Off the hook for the Panorama’s multimedia propaganda show (“Tickets are free today, but foreigners have to pay for tickets, but we can’t sell you a ticket today because they’re free, so why don’t you come back tomorrow?”), I asked a family nearby how to get to the Manassa, the Tomb of the Unknown Soldier and Sadat’s grave. They kindly gave me a ride. They had driven all the way in from Faysal, by the Pyramids, “to celebrate our armed forces” – عشان نحتفل بفواتنا المسلحة. To my amazement (but why?) they said this entirely without irony. Mom, dad, three kids ranging from college age to 7. Had they known it would be a pro-SCAF demonstration? They were thrilled to join (that’s mom and dad waving the flag).
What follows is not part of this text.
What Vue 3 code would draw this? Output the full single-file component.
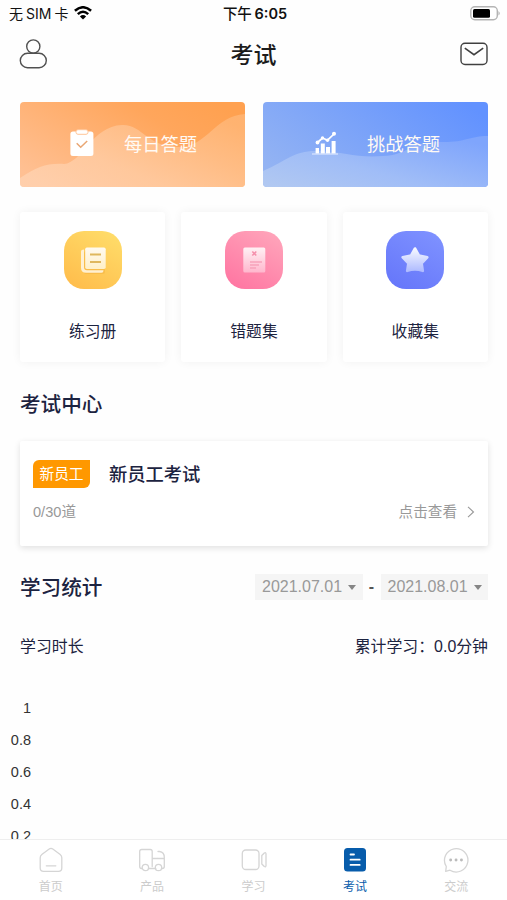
<script setup>
const axisLabels = ['1', '0.8', '0.6', '0.4', '0.2']
</script>

<template>
  <div class="screen">
    <div class="status">
      <div class="carrier">
        <span class="carrier-name">无<span class="sim">SIM</span>卡</span>
        <svg width="18" height="14" viewBox="0 0 18 14">
          <g fill="none" stroke="#000" stroke-width="2.5">
            <path d="M.9 4.8Q9-2.3 17.1 4.8" />
            <path d="M3.8 8.1Q9 3.3 14.2 8.1" />
          </g>
          <path d="M5.9 10.4Q9 7.7 12.1 10.4L9 13.5Z" fill="#000" />
        </svg>
      </div>
      <div class="clock"><span>下午</span> 6:05</div>
      <svg class="battery" width="31" height="16" viewBox="0 0 31 16">
        <rect x=".8" y=".7" width="26.500" height="13" rx="4" fill="#fff" stroke="#b4b4b4" stroke-width="1.400" />
        <rect x="3" y="2.900" width="17" height="8.800" rx="1.500" fill="#000" />
        <path d="M28.500 4.900q2.400 2.300 0 4.600z" fill="#aaa" />
      </svg>
    </div>

    <header class="header">
      <svg width="28" height="30" viewBox="0 0 28 30" fill="none" stroke="#505050" stroke-width="1.4">
        <circle cx="14.300" cy="7.500" r="6.600" />
        <rect x="1.300" y="14.300" width="26" height="14.400" rx="7.200" />
      </svg>
      <h1>考试</h1>
      <svg width="28" height="24" viewBox="0 0 28 24" fill="none" stroke="#404040" stroke-width="1.4">
        <rect x="1" y="1.300" width="26" height="21.200" rx="4" />
        <path d="M4.800 6.200 14 12.700l9.200-6.500" stroke-width="1.600" />
      </svg>
    </header>

    <main class="content">
      <section class="banners">
        <div class="banner">
          <svg class="backdrop" viewBox="0 0 225 85" preserveAspectRatio="none">
            <defs>
              <linearGradient id="orange" x1="0" y1=".8" x2="1" y2=".2">
                <stop offset="0" stop-color="#ffc093" /><stop offset=".7" stop-color="#ffa65c" /><stop offset="1" stop-color="#ffa150" />
              </linearGradient>
              <linearGradient id="orangeHill" x1="0" y1="1" x2="1" y2=".2">
                <stop offset="0" stop-color="#ffdbc0" stop-opacity=".55" /><stop offset=".4" stop-color="#ffd3b0" stop-opacity=".65" /><stop offset="1" stop-color="#ffb778" stop-opacity=".8" />
              </linearGradient>
            </defs>
            <path d="M0 0H225V85H0z" fill="url(#orange)" />
            <path d="M0 76C17 65 27 61 44 62C62 61 72 24 102 23C122 22 127 45 158 45C188 45 194 14 225 12V85H0z" fill="url(#orangeHill)" />
          </svg>
          <svg class="banner-icon" width="26" height="28" viewBox="0 0 26 28">
            <rect x="1.400" y="2.500" width="23" height="24.500" rx="2.500" fill="#fff" />
            <rect x="7" y=".7" width="12" height="4.600" rx="2" fill="#fff" stroke="#ffc598" stroke-width="1" />
            <path d="m7.700 14.200 4 4L18.200 12" fill="none" stroke="#e9a673" stroke-width="1.500" />
          </svg>
          <span class="banner-text">每日答题</span>
        </div>
        <div class="banner">
          <svg class="backdrop" viewBox="0 0 225 85" preserveAspectRatio="none">
            <defs>
              <linearGradient id="blue" x1="0" y1=".7" x2="1" y2=".2">
                <stop offset="0" stop-color="#93b3f3" /><stop offset="1" stop-color="#6292ff" />
              </linearGradient>
              <linearGradient id="blueHill" x1="0" y1="1" x2="1" y2=".2">
                <stop offset="0" stop-color="#b2c9f1" /><stop offset=".45" stop-color="#a0bdf7" /><stop offset="1" stop-color="#7fa5fc" />
              </linearGradient>
            </defs>
            <path d="M0 0H225V85H0z" fill="url(#blue)" />
            <path d="M0 69C25 58 32 48 55 49C82 50 93 56 120 54C145 53 148 39 176 40C202 41 206 34 225 34V85H0z" fill="url(#blueHill)" />
          </svg>
          <svg class="banner-icon" width="26" height="28" viewBox="0 0 26 28">
            <g fill="#fff">
              <path d="M3.600 19h3.400v5.500H3.600zM8.800 14.500h4v10h-4zM14 18h4v6.500h-4zM19.600 12h4v12.500h-4z" />
              <circle cx="5.500" cy="13.500" r="1.900" /><circle cx="10.500" cy="9" r="1.700" /><circle cx="15.500" cy="11.200" r="1.700" /><circle cx="22" cy="4.700" r="2" />
            </g>
            <path d="M5.500 13.500 10.500 9l5 2.200L22 5" fill="none" stroke="#fff" stroke-width="1.700" />
            <path d="M0 25h26" stroke="#e5edff" stroke-width="1" />
          </svg>
          <span class="banner-text">挑战答题</span>
        </div>
      </section>

      <section class="books">
        <div class="book">
          <svg width="58" height="58" viewBox="0 0 58 58">
            <defs>
              <linearGradient id="yellow" x1=".2" y1="1" x2=".8" y2="0"><stop stop-color="#ffbd4c" /><stop offset="1" stop-color="#ffdc69" /></linearGradient>
              <linearGradient id="paper" x1="0" y1="0" x2="0" y2="1"><stop stop-color="#fffaf0" /><stop offset="1" stop-color="#fff0c8" /></linearGradient>
            </defs>
            <rect width="58" height="58" rx="20" fill="url(#yellow)" />
            <rect x="20" y="20" width="21" height="23" rx="2" fill="#e99a28" opacity=".25" />
            <path d="M20 18.500q-3 .1-3 2.200v16q0 5 5 5h15.500q2 0 2-2.500H23q-3 0-3-3z" fill="#fff0d1" />
            <rect x="21.200" y="16.500" width="20.500" height="21.500" rx="1.700" fill="url(#paper)" />
            <path d="M26 23.500h11M26 31h11" stroke="#dfb75d" stroke-width="1.800" />
          </svg>
          <span>练习册</span>
        </div>
        <div class="book">
          <svg width="58" height="58" viewBox="0 0 58 58">
            <defs>
              <linearGradient id="pink" x1=".2" y1="1" x2=".8" y2="0"><stop stop-color="#ff76a2" /><stop offset="1" stop-color="#ffa4ba" /></linearGradient>
              <linearGradient id="sheet" x1="0" y1="0" x2="0" y2="1"><stop stop-color="#fff1f4" /><stop offset="1" stop-color="#ffb7cd" /></linearGradient>
            </defs>
            <rect width="58" height="58" rx="20" fill="url(#pink)" />
            <rect x="18.300" y="16.500" width="22" height="25" rx="1.500" fill="url(#sheet)" />
            <path d="m27.300 20.500 4 4m0-4-4 4" stroke="#f590ac" stroke-width="1.600" />
            <path d="M25 31h12M25 34h9M25 37h6" stroke="#f7a3bb" stroke-width="1.300" />
          </svg>
          <span>错题集</span>
        </div>
        <div class="book">
          <svg width="58" height="58" viewBox="0 0 58 58">
            <defs>
              <linearGradient id="violet" x1=".2" y1="1" x2=".8" y2="0"><stop stop-color="#6677fa" /><stop offset="1" stop-color="#7e91ff" /></linearGradient>
              <linearGradient id="star" x1="0" y1="0" x2="0" y2="1"><stop stop-color="#f6f8ff" /><stop offset="1" stop-color="#b0bcff" /></linearGradient>
            </defs>
            <rect width="58" height="58" rx="20" fill="url(#violet)" />
            <path d="m29 17.500 3.900 7 8.400 1.800-5.700 6 1.200 7.600q-4-1.500-7.800-1.500t-7.800 1.500l1.200-7.600-5.700-6 8.400-1.800z" fill="url(#star)" stroke="url(#star)" stroke-width="2.600" stroke-linejoin="round" />
          </svg>
          <span>收藏集</span>
        </div>
      </section>

      <h2 class="center-title">考试中心</h2>

      <section class="exam">
        <div class="exam-top"><span class="tag">新员工</span><h3>新员工考试</h3></div>
        <div class="exam-bottom">
          <span>0/30道</span>
          <span class="view">点击查看
            <svg width="8" height="12" viewBox="0 0 8 12" fill="none" stroke="#999" stroke-width="1.100"><path d="m1 .8 5.500 5.200L1 11.200" /></svg>
          </span>
        </div>
      </section>

      <section class="stats-head">
        <h2>学习统计</h2>
        <div class="range">
          <span class="date">2021.07.01<i></i></span>
          <b>-</b>
          <span class="date">2021.08.01<i></i></span>
        </div>
      </section>
      <section class="duration"><span>学习时长</span><span>累计学习：0.0分钟</span></section>
      <section class="axis"><span v-for="label in axisLabels" :key="label">{{ label }}</span></section>
    </main>

    <nav class="tabs">
      <div class="tab">
        <svg width="26" height="26" viewBox="0 0 26 26"><path d="M3.800 7.500 11.200 2q1.800-1.300 3.600 0l7.400 5.500q1.600 1.200 1.600 3.200V21q0 3.300-3.300 3.300h-15Q2.200 24.300 2.200 21V10.700q0-2 1.600-3.200zM8.300 18.800h9.500" /></svg>
        <span>首页</span>
      </div>
      <div class="tab">
        <svg width="26" height="26" viewBox="0 0 26 26"><path d="M3 21.500H2.500Q.7 21.500.7 19.500V4.500Q.7 2.500 2.700 2.500h8.500q2 0 2 2v15M9.700 21.500h7M13.200 11.500h5M19 4.500h1.500q4.800.5 4.800 6v9q0 2-2 2M18.500 11.500h6.800" /><circle cx="6.400" cy="20.500" r="3.200" /><circle cx="19.500" cy="20.500" r="3.200" /></svg>
        <span>产品</span>
      </div>
      <div class="tab">
        <svg width="26" height="26" viewBox="0 0 26 26"><rect x="1.300" y="3" width="16.700" height="19.500" rx="3.500" /><path d="M20.800 8.500 23.300 6q1.700-1 1.700 1v11.500q0 1.900-1.700 1l-2.500-2.500z" /></svg>
        <span>学习</span>
      </div>
      <div class="tab active">
        <svg width="26" height="26" viewBox="0 0 26 26"><rect class="solid" x="2" y="1" width="22" height="23.400" rx="3.500" /><path class="lines" d="M8.500 7.500h3.500M8.500 12.700h9.200M8.500 17.900h9.200" /></svg>
        <span>考试</span>
      </div>
      <div class="tab">
        <svg width="26" height="26" viewBox="0 0 26 26"><path d="M3.300 19.500A11.700 11.700 0 1 1 7 23.200L2.700 24.300z" /><path class="dots" d="M7.600 13h.1M13 13h.1M18.400 13h.1" /></svg>
        <span>交流</span>
      </div>
    </nav>
  </div>
</template>

<style>
body { background: #fff; overflow: hidden; }
</style>

<style scoped>
* { box-sizing: border-box; }
.screen { width: 507px; height: 900px; display: flex; flex-direction: column; overflow: hidden; background: #fefefe; color: #1c2340; font-family: "Liberation Sans", "Noto Sans CJK SC", sans-serif; font-size: 16px; }
svg { display: block; flex-shrink: 0; }
h1, h2, h3 { margin: 0; font-weight: 500; font-family: "Noto Sans CJK SC", sans-serif; }
.status { height: 27px; flex: none; display: grid; grid-template-columns: 1fr auto 1fr; align-items: center; padding: 0 6px 0 9px; color: #111; }
.carrier { display: flex; gap: 6px; align-items: center; }
.carrier svg { margin-top: -2px; }
.carrier-name { font: 14px/20px Inter, "Noto Sans CJK SC", sans-serif; white-space: nowrap; }
.sim { margin: 0 3px; }
.clock { font: 600 14.500px/20px Inter, "Noto Sans CJK SC", sans-serif; white-space: pre; }
.clock span { font-size: 14.500px; font-weight: 500; margin-right: -1px; }
.battery { justify-self: end; }
.header { height: 54px; flex: none; display: flex; align-items: center; justify-content: space-between; padding: 0 19px; }
h1 { margin-top: -3px; font-size: 23px; line-height: 32px; color: #1c1c1c; }
.content { flex: 1; min-height: 0; overflow: hidden; padding: 21px 19px 0 20px; }
.banners { display: flex; gap: 18px; height: 85px; }
.banner { position: relative; flex: 1; display: flex; align-items: center; padding: 0 0 3px 49px; border-radius: 4px; overflow: hidden; }
.backdrop { position: absolute; inset: 0; width: 100%; height: 100%; }
.banner-icon, .banner-text { position: relative; }
.banner-text { margin-left: 29px; color: #fffaf4; font: 18.300px/26px "Noto Sans CJK SC", sans-serif; }
.books { margin-top: 25px; display: flex; gap: 16px; height: 150px; }
.book { flex: 1; display: flex; flex-direction: column; align-items: center; padding-top: 19px; border-radius: 3px; background: #fff; box-shadow: 0 0 10px rgba(0, 0, 0, .055); }
.book span { margin-top: 32px; line-height: 22px; font-size: 15.800px; }
h2 { font-size: 20.600px; line-height: 30px; }
.center-title { margin-top: 26px; }
.exam { margin-top: 23px; height: 105px; padding: 18px 13px 0; background: #fff; border-radius: 2px; box-shadow: 0 2px 6px rgba(0, 0, 0, .12); }
.exam-top { display: flex; align-items: center; height: 30px; }
.tag { width: 57px; height: 28px; background: #ff9800; color: #fff; border-radius: 6px 0 6px 0; text-align: center; font-size: 14.700px; line-height: 29px; }
h3 { margin: -2px 0 0 19px; font-size: 18.300px; line-height: 26px; }
.exam-bottom { display: flex; justify-content: space-between; margin-top: 12px; line-height: 22px; font-size: 14.600px; color: #999; }
.view { display: flex; align-items: center; gap: 10px; }
.stats-head { display: flex; align-items: center; justify-content: space-between; height: 30px; margin-top: 26px; }
.stats-head h2 { margin-top: -2px; }
.range { display: flex; align-items: center; }
.range b { width: 18px; text-align: center; font-size: 16px; font-weight: 700; color: #555; }
.date { display: flex; align-items: center; gap: 6px; width: 107.500px; height: 26px; padding-left: 7px; background: #f5f5f5; color: #999; font-size: 16px; white-space: nowrap; }
.date i { border: 4.500px solid transparent; border-top: 5px solid #858585; border-bottom: 0; }
.duration { display: flex; justify-content: space-between; margin-top: 33px; line-height: 24px; font-size: 15.900px; }
.axis { width: 42px; margin: 33px 0 0 -20px; padding-right: 11px; display: flex; flex-direction: column; color: #333; font: 14.500px/32px "Liberation Sans", sans-serif; text-align: right; }
.tabs { height: 61px; flex: none; display: flex; border-top: 1px solid #eee; background: #fff; }
.tab { flex: 1; display: flex; flex-direction: column; align-items: center; padding-top: 7px; color: #ccc; }
.tab span { margin-top: 5px; font-size: 12px; line-height: 18px; }
.tab svg { fill: none; stroke: #d5d5d5; stroke-width: 1.300; stroke-linecap: round; stroke-linejoin: round; }
.tab .dots { stroke: #bbb; stroke-width: 2.800; }
.tab .solid { fill: #075cab; stroke: none; }
.tab .lines { stroke: #fff; stroke-width: 1.800; }
.tab.active { color: #075cab; }
</style>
Today was not only a sort of PR show for SCAF (which organized a big official celebration in Tahrir, and whose warplanes have been buzzing the square for three days) but also a chance to meditate on the beginning of Mubarak’s rule.  precisely the 30th anniversary of Sadat’s assassination: he had been reviewing a parade on the occasion of the 8th anniversary of the war when an Islamist conspirator had run up and shot him; then-Vice President Mubarak reportedly dived under a chair and survived. Today the stand bore a banner: “Na3am lil-thawra, la lil-fawda” (“Yes to the revolution, no to chaos.”)

You could argue that there is a fine line between supporting SCAF now (deploying the “it’s them or chaos” trope) and supporting the old Mubarak system. And indeed, one lady had a pro-Mubarak sign:

I don’t even live here, but at the sight of those signs I felt my “takfir siyasi” (political excommunication) reflexes rising. Didn’t even say goodbye to the sweet family who gave me the ride, who had been so thrilled about my being American and speaking Arabic. Certainly didn’t exchange phone numbers or get photographed with them as they had intended. Yet somehow all these people have to live together, and devise some kind of public rituals to convince them that the revolution belongs to them all.

What is to celebrate? I thought as I ran across fast-moving Salah Salem Street to Sadat’s tomb. Hold on tight to your seats.

There is still a tough crossing ahead
(and yes, that is a newborn baby in his arms).